▶ _STORED DATA_:
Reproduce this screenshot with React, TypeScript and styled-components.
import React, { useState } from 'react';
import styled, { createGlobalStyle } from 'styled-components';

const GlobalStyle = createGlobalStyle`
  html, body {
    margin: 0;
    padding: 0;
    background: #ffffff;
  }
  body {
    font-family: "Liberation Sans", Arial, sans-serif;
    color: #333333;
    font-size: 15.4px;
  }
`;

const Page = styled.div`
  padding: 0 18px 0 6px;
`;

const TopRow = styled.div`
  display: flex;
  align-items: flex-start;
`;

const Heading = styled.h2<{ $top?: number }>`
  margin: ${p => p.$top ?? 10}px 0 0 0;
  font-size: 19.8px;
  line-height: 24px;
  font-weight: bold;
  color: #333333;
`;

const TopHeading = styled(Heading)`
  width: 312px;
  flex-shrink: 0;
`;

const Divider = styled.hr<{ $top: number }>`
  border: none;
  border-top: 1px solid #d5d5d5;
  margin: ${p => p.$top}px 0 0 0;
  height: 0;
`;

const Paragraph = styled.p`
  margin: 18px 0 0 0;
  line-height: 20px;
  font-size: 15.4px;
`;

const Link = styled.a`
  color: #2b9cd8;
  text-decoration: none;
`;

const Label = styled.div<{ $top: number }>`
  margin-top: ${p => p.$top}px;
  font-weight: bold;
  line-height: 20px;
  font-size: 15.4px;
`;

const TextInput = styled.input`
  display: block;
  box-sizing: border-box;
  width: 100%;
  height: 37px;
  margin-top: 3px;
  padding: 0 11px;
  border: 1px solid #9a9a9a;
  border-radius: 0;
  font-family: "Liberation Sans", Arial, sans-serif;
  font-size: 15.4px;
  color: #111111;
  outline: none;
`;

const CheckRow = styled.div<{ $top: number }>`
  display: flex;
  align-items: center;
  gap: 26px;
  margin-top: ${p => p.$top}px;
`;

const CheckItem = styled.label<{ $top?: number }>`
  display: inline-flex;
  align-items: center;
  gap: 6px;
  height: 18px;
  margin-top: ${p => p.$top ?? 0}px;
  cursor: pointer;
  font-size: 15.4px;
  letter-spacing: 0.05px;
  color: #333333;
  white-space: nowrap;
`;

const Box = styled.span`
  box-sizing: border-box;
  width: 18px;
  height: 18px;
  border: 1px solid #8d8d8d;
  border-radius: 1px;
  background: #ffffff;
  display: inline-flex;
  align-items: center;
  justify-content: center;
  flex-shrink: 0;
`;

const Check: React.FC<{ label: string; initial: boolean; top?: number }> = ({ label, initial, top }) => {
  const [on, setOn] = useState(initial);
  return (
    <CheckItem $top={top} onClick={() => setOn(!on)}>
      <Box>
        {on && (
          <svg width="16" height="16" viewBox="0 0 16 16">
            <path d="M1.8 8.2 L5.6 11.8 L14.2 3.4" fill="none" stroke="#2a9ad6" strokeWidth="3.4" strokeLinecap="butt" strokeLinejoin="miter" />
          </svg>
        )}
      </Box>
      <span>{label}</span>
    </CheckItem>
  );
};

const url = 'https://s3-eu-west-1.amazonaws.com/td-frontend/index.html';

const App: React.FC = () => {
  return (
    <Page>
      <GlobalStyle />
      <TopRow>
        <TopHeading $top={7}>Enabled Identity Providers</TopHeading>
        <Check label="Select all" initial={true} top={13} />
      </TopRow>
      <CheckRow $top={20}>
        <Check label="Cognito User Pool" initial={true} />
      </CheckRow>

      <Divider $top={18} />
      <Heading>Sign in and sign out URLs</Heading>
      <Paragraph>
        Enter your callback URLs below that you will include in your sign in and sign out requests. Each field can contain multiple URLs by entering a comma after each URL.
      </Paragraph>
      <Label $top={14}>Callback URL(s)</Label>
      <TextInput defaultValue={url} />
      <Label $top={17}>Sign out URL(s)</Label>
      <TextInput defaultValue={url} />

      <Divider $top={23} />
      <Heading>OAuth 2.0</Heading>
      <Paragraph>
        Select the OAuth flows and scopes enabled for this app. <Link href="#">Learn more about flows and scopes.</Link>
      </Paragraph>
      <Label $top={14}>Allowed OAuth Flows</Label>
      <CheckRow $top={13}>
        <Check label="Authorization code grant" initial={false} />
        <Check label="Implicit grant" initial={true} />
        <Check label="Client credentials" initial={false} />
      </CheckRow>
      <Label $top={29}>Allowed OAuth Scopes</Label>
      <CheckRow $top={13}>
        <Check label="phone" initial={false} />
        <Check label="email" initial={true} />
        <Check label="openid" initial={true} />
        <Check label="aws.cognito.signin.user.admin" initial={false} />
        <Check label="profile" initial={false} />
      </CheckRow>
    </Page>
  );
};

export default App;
...
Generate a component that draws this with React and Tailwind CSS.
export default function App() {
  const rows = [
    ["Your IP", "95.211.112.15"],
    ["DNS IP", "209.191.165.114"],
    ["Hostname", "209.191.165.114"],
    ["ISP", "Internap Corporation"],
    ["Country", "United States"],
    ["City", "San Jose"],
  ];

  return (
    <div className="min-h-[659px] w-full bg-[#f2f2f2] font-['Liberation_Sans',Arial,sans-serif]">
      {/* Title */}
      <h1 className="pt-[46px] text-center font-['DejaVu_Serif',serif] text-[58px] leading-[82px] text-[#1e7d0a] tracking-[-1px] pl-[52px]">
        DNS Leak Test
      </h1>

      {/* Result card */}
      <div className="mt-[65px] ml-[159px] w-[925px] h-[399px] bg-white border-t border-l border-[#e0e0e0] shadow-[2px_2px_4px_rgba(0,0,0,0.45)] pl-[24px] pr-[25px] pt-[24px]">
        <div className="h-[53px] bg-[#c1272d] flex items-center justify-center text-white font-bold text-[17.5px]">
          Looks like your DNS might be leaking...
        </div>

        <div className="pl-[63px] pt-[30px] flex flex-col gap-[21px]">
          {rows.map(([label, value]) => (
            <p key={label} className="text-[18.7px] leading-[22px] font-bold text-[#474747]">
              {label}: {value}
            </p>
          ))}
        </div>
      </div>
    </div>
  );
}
...
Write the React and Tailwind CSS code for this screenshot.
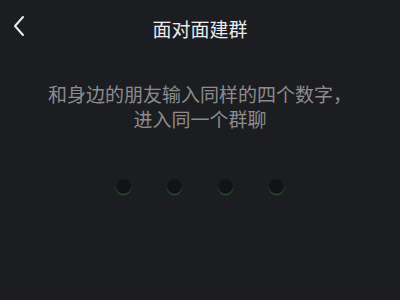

▶ _WORK TO COMPLETE_: Copy each line above that contains the string "React".

▶ _EXERCISE SOLUTION_:
Reproduce this screenshot with React, TypeScript and styled-components.
import React, { useState } from 'react';
const Check: React.FC<{ label: string; initial: boolean; top?: number }> = ({ label, initial, top }) => {
const App: React.FC = () => {
Generate a component that draws this with React and Tailwind CSS.
Write the React and Tailwind CSS code for this screenshot.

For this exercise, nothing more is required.